Beneath this task is a listing. State how many of its lines include the string "screenshot", giving nothing but the number.

> Dataset entries:
========

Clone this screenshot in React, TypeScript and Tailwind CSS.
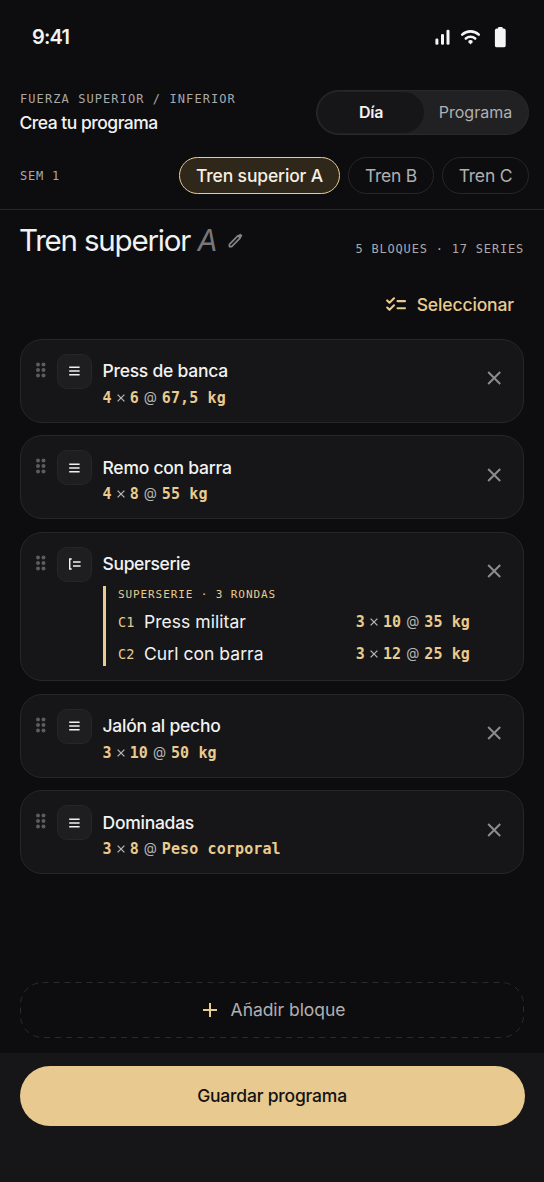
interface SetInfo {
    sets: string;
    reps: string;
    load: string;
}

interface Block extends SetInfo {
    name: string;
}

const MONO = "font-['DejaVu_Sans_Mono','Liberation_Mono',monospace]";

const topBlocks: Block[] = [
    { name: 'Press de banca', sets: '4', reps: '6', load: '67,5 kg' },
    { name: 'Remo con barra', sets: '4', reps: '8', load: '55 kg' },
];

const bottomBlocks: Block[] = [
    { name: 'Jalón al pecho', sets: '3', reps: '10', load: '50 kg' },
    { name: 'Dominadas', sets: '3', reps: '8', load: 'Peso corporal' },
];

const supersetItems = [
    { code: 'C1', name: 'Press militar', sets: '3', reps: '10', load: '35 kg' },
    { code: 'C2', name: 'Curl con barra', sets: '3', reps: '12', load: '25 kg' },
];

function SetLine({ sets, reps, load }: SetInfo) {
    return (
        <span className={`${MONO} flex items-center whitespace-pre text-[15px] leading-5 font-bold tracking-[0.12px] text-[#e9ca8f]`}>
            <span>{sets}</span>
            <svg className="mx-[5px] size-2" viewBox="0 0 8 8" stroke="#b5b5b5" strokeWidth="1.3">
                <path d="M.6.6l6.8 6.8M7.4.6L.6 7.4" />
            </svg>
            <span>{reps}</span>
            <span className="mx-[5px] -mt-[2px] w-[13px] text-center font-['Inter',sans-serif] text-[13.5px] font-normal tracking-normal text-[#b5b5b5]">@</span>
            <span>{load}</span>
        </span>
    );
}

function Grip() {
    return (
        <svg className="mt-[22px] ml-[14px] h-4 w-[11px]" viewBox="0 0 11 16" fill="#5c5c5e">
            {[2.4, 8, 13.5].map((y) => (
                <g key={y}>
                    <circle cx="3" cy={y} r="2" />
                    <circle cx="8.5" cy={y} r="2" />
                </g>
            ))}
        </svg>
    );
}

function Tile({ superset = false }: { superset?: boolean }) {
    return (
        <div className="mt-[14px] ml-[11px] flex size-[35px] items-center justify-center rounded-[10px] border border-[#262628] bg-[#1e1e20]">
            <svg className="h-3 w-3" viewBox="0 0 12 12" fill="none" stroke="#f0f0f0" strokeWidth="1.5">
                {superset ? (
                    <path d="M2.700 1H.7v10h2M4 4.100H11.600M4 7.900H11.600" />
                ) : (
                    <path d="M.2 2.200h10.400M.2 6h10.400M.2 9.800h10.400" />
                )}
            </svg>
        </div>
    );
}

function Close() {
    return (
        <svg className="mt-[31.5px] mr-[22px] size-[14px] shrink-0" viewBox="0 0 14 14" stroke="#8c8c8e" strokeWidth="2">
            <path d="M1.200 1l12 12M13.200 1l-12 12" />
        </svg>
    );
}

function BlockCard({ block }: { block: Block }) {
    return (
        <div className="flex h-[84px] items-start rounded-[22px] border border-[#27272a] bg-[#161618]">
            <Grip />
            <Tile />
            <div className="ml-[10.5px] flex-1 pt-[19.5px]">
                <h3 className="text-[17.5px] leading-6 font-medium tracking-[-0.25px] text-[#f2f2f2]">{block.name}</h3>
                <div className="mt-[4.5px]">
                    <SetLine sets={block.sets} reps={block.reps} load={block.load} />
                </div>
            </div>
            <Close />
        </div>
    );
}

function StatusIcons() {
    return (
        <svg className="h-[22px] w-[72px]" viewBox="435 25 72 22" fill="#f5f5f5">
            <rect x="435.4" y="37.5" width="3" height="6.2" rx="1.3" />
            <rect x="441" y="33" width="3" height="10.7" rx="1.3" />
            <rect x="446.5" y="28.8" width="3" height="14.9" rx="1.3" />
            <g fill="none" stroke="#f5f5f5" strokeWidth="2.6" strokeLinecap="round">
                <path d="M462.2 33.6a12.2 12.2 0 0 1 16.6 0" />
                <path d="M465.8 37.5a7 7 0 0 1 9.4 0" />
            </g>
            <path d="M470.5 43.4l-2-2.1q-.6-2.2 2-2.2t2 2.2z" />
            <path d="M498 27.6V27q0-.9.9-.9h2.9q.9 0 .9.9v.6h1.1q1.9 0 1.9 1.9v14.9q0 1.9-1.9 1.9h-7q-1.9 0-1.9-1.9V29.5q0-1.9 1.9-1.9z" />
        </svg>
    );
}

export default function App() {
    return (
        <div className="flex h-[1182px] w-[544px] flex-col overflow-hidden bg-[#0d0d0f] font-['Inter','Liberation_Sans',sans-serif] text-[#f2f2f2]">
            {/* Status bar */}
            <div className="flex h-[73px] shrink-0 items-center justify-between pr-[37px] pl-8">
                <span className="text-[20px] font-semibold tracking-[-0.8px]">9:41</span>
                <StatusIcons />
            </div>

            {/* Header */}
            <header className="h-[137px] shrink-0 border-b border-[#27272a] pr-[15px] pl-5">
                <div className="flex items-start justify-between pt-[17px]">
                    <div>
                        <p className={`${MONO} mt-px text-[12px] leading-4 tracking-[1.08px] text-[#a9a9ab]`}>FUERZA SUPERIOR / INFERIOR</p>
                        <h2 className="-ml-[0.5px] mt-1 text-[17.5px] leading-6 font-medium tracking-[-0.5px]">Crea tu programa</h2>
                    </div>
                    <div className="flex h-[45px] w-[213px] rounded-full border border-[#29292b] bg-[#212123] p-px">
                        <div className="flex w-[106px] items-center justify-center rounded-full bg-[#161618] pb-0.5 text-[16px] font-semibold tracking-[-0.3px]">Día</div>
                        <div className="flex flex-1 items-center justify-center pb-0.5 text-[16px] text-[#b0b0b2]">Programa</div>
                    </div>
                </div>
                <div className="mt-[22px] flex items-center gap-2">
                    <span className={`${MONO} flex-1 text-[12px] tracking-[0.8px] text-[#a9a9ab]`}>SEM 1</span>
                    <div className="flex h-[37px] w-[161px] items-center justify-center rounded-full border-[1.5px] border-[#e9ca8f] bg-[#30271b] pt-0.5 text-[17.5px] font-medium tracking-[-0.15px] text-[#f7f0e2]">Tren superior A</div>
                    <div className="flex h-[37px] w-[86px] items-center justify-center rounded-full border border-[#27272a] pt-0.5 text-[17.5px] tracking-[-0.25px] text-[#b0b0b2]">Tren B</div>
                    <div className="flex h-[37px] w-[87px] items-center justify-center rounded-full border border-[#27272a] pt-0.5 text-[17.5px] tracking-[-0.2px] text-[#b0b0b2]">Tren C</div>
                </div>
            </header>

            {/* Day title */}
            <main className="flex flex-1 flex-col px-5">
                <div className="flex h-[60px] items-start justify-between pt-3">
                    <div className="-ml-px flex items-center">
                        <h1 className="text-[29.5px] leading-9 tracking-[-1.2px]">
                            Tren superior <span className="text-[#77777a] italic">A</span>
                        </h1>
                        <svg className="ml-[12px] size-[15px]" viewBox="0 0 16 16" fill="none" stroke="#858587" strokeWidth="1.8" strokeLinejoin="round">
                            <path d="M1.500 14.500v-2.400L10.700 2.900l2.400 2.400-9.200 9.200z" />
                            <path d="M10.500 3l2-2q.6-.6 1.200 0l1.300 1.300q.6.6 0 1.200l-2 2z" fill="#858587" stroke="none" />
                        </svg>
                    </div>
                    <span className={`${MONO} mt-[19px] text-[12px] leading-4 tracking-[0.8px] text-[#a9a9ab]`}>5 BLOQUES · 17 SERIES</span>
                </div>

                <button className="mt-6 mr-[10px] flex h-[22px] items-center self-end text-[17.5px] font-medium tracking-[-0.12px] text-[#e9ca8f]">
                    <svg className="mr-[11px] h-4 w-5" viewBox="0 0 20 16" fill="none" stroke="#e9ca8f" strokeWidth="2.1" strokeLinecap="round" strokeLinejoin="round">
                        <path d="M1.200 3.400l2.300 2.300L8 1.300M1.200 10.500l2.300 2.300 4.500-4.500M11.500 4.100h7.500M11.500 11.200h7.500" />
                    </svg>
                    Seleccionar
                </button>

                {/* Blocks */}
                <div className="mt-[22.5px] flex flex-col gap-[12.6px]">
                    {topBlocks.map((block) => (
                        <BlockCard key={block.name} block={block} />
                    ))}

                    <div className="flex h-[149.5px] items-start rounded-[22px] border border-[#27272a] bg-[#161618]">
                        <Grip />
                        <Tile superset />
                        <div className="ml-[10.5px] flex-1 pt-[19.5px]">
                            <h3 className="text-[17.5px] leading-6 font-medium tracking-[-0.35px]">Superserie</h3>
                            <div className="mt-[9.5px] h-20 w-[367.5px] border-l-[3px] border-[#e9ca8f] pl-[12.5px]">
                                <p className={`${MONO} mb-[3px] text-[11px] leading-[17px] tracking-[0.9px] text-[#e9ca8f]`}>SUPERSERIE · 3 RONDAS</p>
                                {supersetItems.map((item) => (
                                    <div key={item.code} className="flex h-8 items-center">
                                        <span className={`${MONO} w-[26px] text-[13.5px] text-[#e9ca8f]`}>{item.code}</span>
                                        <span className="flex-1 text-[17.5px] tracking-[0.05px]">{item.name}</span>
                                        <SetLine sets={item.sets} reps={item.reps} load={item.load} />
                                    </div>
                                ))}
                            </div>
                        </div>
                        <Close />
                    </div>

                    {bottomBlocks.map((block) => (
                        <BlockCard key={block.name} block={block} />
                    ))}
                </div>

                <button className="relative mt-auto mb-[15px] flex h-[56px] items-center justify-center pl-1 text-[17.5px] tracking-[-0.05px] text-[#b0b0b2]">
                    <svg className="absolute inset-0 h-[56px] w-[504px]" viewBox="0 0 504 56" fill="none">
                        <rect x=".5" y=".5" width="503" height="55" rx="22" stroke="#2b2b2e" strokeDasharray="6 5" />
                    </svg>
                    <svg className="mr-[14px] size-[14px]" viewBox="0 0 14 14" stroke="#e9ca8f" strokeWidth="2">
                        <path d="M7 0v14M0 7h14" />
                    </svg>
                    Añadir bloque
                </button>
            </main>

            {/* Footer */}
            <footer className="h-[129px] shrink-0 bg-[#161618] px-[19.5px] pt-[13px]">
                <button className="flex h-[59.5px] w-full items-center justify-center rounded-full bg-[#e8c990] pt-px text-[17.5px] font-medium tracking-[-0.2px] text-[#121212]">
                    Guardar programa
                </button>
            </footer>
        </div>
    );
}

========

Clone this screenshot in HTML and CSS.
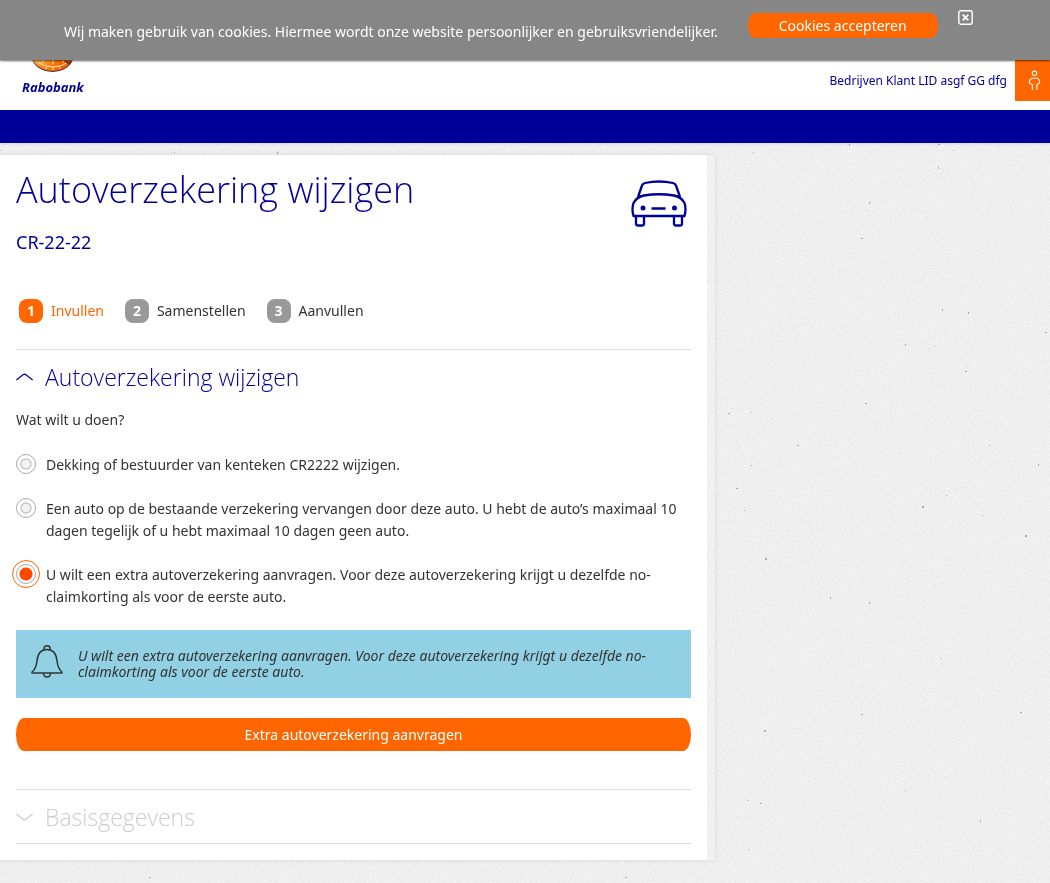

========

> Complete response:
2